> **Exercise task**
From the first line of the listing below, retype each line up to and including the one with "import React from"; pictures stay out.

> **Information supplied**

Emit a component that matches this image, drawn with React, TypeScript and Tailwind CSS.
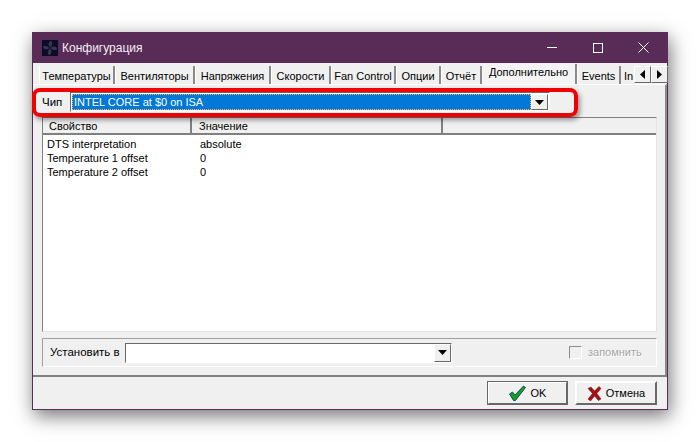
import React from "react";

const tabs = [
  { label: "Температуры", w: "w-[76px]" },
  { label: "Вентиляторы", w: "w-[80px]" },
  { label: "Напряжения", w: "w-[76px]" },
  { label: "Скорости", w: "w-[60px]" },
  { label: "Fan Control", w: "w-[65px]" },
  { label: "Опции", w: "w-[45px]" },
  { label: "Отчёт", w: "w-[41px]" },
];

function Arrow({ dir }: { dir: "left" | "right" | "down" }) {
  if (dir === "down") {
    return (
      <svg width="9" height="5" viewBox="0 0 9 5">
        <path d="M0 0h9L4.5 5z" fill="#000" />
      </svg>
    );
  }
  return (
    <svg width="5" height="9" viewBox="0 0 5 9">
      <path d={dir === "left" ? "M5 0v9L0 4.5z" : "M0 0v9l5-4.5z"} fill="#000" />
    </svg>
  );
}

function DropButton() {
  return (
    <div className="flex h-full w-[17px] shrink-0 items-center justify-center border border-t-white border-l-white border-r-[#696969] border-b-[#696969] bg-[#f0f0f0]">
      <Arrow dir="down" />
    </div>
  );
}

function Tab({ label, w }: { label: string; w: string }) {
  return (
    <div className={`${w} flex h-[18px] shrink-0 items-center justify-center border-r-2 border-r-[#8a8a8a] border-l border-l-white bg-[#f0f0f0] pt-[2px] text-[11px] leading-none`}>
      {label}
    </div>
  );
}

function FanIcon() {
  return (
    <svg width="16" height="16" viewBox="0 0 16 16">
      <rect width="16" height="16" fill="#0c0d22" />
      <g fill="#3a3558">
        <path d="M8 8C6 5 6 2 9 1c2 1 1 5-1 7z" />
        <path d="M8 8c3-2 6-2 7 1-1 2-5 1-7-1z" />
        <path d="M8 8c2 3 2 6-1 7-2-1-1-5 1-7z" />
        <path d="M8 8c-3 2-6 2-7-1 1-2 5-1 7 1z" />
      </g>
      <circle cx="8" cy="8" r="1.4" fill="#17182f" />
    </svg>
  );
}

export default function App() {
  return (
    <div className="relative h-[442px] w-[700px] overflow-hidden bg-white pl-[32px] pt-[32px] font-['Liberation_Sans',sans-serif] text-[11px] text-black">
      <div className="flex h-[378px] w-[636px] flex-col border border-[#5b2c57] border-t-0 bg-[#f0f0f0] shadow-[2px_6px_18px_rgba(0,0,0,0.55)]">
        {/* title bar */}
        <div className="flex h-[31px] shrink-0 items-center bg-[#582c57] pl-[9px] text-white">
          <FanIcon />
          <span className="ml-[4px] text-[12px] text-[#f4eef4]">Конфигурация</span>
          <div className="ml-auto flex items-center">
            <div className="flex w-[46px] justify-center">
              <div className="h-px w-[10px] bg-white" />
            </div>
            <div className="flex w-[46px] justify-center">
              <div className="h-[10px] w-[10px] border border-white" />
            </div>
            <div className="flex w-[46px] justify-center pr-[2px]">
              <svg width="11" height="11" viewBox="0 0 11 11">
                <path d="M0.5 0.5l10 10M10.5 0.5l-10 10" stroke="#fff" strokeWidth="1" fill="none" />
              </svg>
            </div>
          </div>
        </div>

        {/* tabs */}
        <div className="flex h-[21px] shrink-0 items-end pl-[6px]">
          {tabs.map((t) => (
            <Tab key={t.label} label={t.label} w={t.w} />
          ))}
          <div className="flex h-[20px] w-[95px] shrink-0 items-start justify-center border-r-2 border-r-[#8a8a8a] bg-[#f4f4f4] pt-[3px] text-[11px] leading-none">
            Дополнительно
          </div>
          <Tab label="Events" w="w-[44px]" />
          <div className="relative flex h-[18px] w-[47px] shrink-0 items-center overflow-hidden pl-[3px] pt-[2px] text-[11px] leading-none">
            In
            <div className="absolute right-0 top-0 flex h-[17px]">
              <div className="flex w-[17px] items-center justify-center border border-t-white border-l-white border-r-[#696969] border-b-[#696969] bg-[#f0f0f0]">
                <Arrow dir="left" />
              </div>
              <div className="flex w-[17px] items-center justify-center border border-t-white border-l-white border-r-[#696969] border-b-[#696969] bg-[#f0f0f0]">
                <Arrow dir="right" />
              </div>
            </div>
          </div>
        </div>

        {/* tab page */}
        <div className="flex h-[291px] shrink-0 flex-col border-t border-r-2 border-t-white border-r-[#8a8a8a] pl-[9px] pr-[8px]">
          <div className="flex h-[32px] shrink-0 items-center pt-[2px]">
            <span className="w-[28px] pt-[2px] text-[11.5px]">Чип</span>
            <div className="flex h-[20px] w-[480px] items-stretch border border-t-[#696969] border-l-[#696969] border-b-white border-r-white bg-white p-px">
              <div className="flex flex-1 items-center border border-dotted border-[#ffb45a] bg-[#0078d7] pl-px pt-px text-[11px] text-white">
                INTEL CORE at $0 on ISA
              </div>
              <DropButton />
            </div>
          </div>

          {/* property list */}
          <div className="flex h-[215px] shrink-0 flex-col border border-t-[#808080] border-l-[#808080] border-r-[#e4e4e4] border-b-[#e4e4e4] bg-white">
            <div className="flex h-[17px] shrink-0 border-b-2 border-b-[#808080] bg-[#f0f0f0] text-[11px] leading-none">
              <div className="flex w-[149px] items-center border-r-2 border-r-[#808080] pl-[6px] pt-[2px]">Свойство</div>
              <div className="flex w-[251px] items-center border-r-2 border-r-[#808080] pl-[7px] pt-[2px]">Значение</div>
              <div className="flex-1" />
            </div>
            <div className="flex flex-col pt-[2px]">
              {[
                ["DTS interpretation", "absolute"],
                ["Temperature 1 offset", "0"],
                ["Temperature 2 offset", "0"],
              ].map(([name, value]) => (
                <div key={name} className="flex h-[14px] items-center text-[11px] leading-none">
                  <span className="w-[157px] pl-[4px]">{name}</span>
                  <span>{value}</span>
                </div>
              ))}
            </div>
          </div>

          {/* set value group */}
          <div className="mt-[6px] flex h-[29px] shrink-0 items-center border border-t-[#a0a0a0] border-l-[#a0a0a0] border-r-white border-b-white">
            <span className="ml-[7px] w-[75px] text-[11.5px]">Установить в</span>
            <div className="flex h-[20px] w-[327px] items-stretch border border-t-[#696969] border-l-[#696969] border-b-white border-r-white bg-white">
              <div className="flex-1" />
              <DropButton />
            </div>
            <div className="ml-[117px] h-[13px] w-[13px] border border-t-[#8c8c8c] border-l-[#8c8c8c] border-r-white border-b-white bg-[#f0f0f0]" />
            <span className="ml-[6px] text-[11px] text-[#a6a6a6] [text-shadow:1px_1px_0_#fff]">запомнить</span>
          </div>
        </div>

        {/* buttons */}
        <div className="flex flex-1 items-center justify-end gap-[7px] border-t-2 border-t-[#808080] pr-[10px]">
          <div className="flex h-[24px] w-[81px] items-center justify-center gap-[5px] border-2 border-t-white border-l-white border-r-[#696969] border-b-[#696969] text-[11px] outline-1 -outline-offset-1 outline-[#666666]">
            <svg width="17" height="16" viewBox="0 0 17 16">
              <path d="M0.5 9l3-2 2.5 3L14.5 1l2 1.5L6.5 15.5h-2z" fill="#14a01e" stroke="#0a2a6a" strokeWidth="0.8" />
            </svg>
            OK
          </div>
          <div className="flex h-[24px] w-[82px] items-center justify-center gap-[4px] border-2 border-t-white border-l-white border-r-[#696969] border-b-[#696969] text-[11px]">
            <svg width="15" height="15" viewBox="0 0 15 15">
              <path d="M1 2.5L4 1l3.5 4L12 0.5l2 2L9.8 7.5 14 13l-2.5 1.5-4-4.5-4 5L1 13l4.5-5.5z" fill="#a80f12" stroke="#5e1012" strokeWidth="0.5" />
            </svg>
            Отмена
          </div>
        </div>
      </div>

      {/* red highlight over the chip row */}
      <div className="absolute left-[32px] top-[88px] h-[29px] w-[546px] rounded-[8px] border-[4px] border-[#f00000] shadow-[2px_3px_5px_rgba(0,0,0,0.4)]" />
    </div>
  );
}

> **Right answer**
Emit a component that matches this image, drawn with React, TypeScript and Tailwind CSS.
import React from "react";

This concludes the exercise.